▸ Short task:
Give the data below again exactly as it stands. Omit the pictures.
====
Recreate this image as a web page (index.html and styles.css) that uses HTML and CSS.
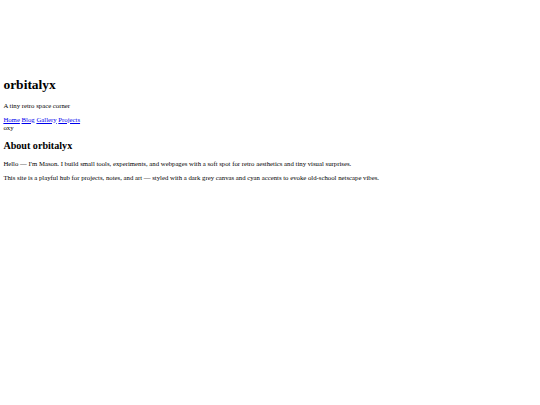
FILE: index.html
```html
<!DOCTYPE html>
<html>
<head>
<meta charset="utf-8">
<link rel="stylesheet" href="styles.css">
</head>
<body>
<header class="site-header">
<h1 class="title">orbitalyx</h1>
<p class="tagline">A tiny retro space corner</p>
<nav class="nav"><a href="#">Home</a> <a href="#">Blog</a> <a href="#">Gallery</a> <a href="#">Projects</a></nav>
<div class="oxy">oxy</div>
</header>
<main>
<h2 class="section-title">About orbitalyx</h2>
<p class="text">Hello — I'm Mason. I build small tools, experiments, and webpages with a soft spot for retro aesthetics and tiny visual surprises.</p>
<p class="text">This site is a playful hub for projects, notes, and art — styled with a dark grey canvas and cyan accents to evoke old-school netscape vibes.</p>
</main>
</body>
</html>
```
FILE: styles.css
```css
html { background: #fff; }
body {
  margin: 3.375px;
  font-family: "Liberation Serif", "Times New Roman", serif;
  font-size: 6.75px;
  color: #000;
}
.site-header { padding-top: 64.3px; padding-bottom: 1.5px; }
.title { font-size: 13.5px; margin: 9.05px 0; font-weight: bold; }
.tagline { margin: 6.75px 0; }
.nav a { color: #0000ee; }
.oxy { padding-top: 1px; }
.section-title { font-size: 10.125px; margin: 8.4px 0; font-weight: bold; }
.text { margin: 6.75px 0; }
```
====
▸ Solution:
Recreate this image as a web page (index.html and styles.css) that uses HTML and CSS.
FILE: index.html
```html
<!DOCTYPE html>
<html>
<head>
<meta charset="utf-8">
<link rel="stylesheet" href="styles.css">
</head>
<body>
<header class="site-header">
<h1 class="title">orbitalyx</h1>
<p class="tagline">A tiny retro space corner</p>
<nav class="nav"><a href="#">Home</a> <a href="#">Blog</a> <a href="#">Gallery</a> <a href="#">Projects</a></nav>
<div class="oxy">oxy</div>
</header>
<main>
<h2 class="section-title">About orbitalyx</h2>
<p class="text">Hello — I'm Mason. I build small tools, experiments, and webpages with a soft spot for retro aesthetics and tiny visual surprises.</p>
<p class="text">This site is a playful hub for projects, notes, and art — styled with a dark grey canvas and cyan accents to evoke old-school netscape vibes.</p>
</main>
</body>
</html>
```
FILE: styles.css
```css
html { background: #fff; }
body {
  margin: 3.375px;
  font-family: "Liberation Serif", "Times New Roman", serif;
  font-size: 6.75px;
  color: #000;
}
.site-header { padding-top: 64.3px; padding-bottom: 1.5px; }
.title { font-size: 13.5px; margin: 9.05px 0; font-weight: bold; }
.tagline { margin: 6.75px 0; }
.nav a { color: #0000ee; }
.oxy { padding-top: 1px; }
.section-title { font-size: 10.125px; margin: 8.4px 0; font-weight: bold; }
.text { margin: 6.75px 0; }
```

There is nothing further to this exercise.